How might we improve charting times?
I worked with medical experts to script scenarios that would facilitate insightful discussion.
We observed where users would click and learned what they thought was valuable information at every step of the way.
UX Architecture
Building on early user insights, we developed a detailed product proposal to guide our transition from prototype to a fully functional app. By mapping the user journey across platforms, we identified a critical area for improvement—helping define scope and constraints.
Using swim lane diagrams, we mapped data flow and timing against user actions, ensuring design and technical requirements were fully integrated. This collaborative approach allowed back-end development to progress in parallel with design.
Development
Building a Scalable, Cross-Device UI for iOS, Android, and Web
I led a lean, scalable design strategy that balanced speed and structure.

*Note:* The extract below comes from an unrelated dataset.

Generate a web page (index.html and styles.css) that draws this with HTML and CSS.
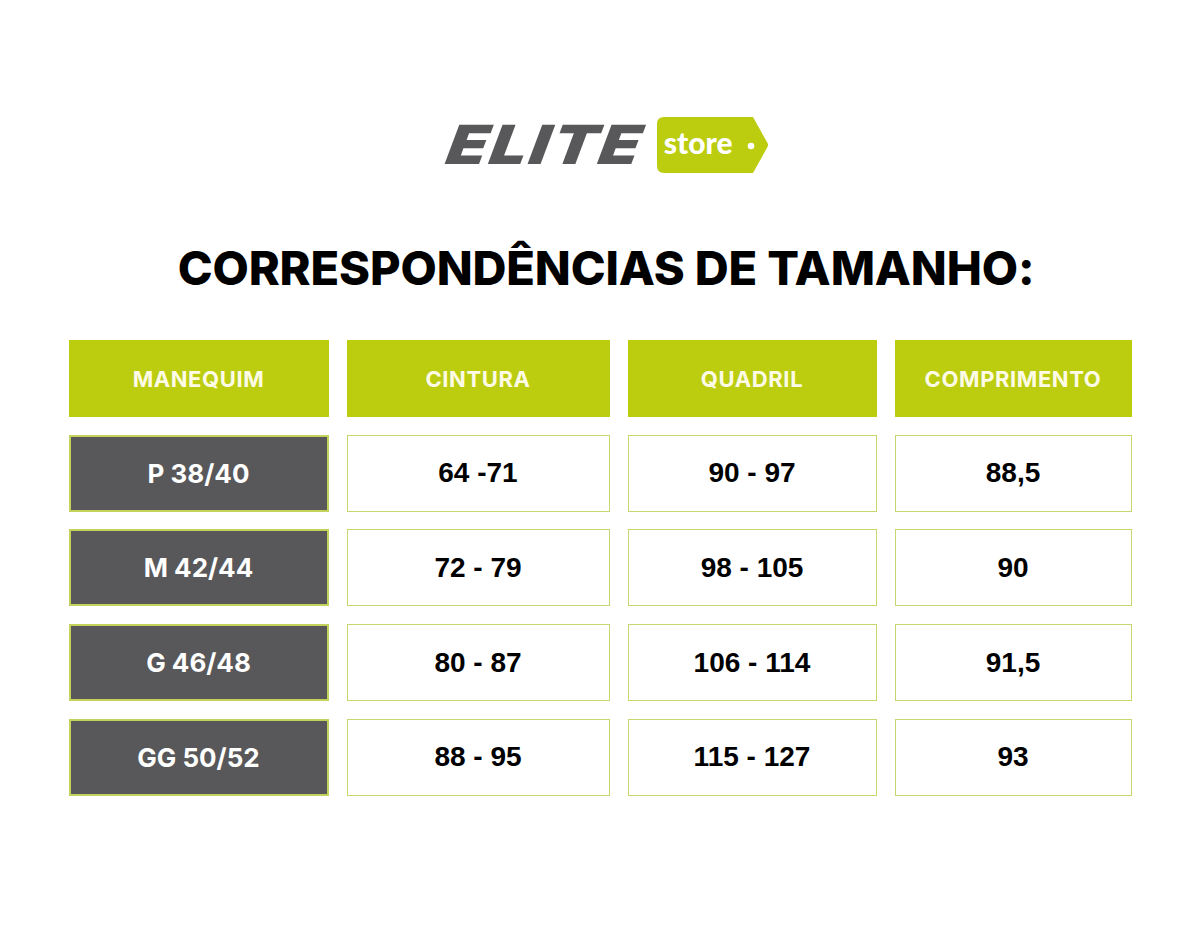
FILE: index.html
```html
<!DOCTYPE html>
<html lang="pt-BR">
<head>
<meta charset="utf-8">
<title>Correspondências de tamanho</title>
<link rel="stylesheet" href="styles.css">
</head>
<body>
<div class="page">
  <header class="logo">
    <span class="logo-elite">ELITE</span>
    <span class="logo-tag">
      <svg class="tag-shape" width="112" height="56" viewBox="0 0 112 56" aria-hidden="true">
        <path d="M7 0 H96 L110.5 26 Q111.5 28 110.5 30 L96 56 H7 Q0 56 0 49 V7 Q0 0 7 0 Z" fill="#bccd10"/>
        <circle cx="94" cy="29" r="3.3" fill="#ffffff"/>
      </svg>
      <span class="tag-text">store</span>
    </span>
  </header>

  <h1 class="title">CORRESPONDÊNCIAS DE TAMANHO:</h1>

  <div class="table">
    <div class="cell head">MANEQUIM</div>
    <div class="cell head">CINTURA</div>
    <div class="cell head">QUADRIL</div>
    <div class="cell head">COMPRIMENTO</div>

    <div class="cell size">P 38/40</div>
    <div class="cell val">64 -71</div>
    <div class="cell val">90 - 97</div>
    <div class="cell val">88,5</div>

    <div class="cell size">M 42/44</div>
    <div class="cell val">72 - 79</div>
    <div class="cell val">98 - 105</div>
    <div class="cell val">90</div>

    <div class="cell size">G 46/48</div>
    <div class="cell val">80 - 87</div>
    <div class="cell val">106 - 114</div>
    <div class="cell val">91,5</div>

    <div class="cell size">GG 50/52</div>
    <div class="cell val">88 - 95</div>
    <div class="cell val">115 - 127</div>
    <div class="cell val">93</div>
  </div>
</div>
</body>
</html>
```

FILE: styles.css
```css
* { box-sizing: border-box; }
html, body {
  margin: 0;
  padding: 0;
  background: #ffffff;
}
.page {
  width: 1200px;
  height: 933px;
  display: flex;
  flex-direction: column;
  align-items: center;
  padding-top: 117px;
}
.logo {
  display: flex;
  align-items: center;
  gap: 13px;
  height: 56px;
  margin-left: 52px;
}
.logo-elite {
  font-family: "Inter", "Liberation Sans", sans-serif;
  font-weight: 900;
  font-style: italic;
  font-size: 54px;
  line-height: 1;
  color: #58585a;
  letter-spacing: 2px;
  display: inline-block;
  transform: scaleX(1.22) skewX(-8deg);
  transform-origin: right center;
}
.logo-tag {
  position: relative;
  width: 112px;
  height: 56px;
  display: block;
}
.tag-shape {
  position: absolute;
  left: 0;
  top: 0;
}
.tag-text {
  position: absolute;
  left: 7px;
  top: 10px;
  font-family: "Lato", "Open Sans", sans-serif;
  font-weight: 900;
  font-size: 30px;
  line-height: 1;
  color: #ffffff;
  letter-spacing: 0;
}
.title {
  margin: 71px 0 0 12px;
  font-family: "Inter", "Liberation Sans", sans-serif;
  font-weight: 800;
  font-size: 47px;
  line-height: 1;
  color: #000000;
  letter-spacing: -0.15px;
}
.table {
  margin-top: 49px;
  display: grid;
  grid-template-columns: 260px 263px 249px 237px;
  grid-auto-rows: 77px;
  column-gap: 18px;
  row-gap: 17.7px;
}
.cell {
  display: flex;
  align-items: center;
  justify-content: center;
}
.head {
  background: #bccd10;
  color: #fdfbe6;
  font-family: "Inter", "Liberation Sans", sans-serif;
  font-weight: 700;
  font-size: 22px;
  letter-spacing: 0.6px;
}
.size {
  background: #58585a;
  border: 2px solid #c3d25a;
  color: #ffffff;
  font-family: "Inter", "Liberation Sans", sans-serif;
  font-weight: 700;
  font-size: 26px;
}
.val {
  background: #ffffff;
  border: 1.5px solid #c9d56e;
  color: #000000;
  font-family: "Liberation Sans", Arial, sans-serif;
  font-weight: 700;
  font-size: 28px;
}
```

Knowing the app was built with Ionic React, I worked within its minimal UI library to accelerate development—leveraging existing components wherever possible and designing custom ones only when necessary.
We started with simpler screens to define the core UI patterns and interaction models. These early decisions gave us a solid foundation to scale as we moved into more complex workflows. As the design library matured, we were able to maintain visual and functional consistency across all device types.
Component development workflow
I start by auditing existing library components and benchmarking against best-in-class design systems like Human Interface Guidelines and Material Design. Guided by accessibility standards and user research, we explore scalable, usable solutions. After defining component states with engineering, the finalized design is handed off for development. I review built components for accuracy before they’re added to Storybook and made available for reuse. My team also supports implementation across the product.
Development considerations
We started small—buttons, fields, icons. Each built with shared styles for color, type, and spacing. From there, we built small, reusable components that could scale into more complex UI patterns
Everything stayed connected. No detached instances. Just a clean, flexible system that scaled as we did.
For high traffic workflows, we wanted to make sure they were as frictionless as possible.
Custom components were carefully considered and were justified through rapid prototyping and user validation.
Deliver & iterate
Early user research helped me build strong relationships with our customers and establish a sponsor user program for regular feedback. These ongoing check-ins allowed our team to validate ideas early, pivot when needed, and stay aligned with real user needs.
By involving users throughout the process, we created a sense of shared ownership. This not only built trust, it also led to early product buy-in. We secured adoption well before beta, giving us the confidence to build boldly, knowing the app would be a welcome improvement over existing solutions.
REFLECTION
Involving the full team early gave us a shared understanding of our users and challenges. This alignment helped us make confident, fast decisions and reduced costly revisions later on.
Diagramming the user journey early uncovered the full scope of work and facilitated meaningful conversations. It aligned stakeholders on expectations, timelines, and deliverables well before a single screen was built.
Lean UX & Agile
By integrating user research from the start, we could address pain points holistically. Early insights informed our priorities and allowed us to prototype with purpose, saving development time and reducing risk.
Regular testing with flight paramedics provided invaluable real-world feedback. Iterating based on their input helped us fine-tune the experience and build something truly useful—before launch day.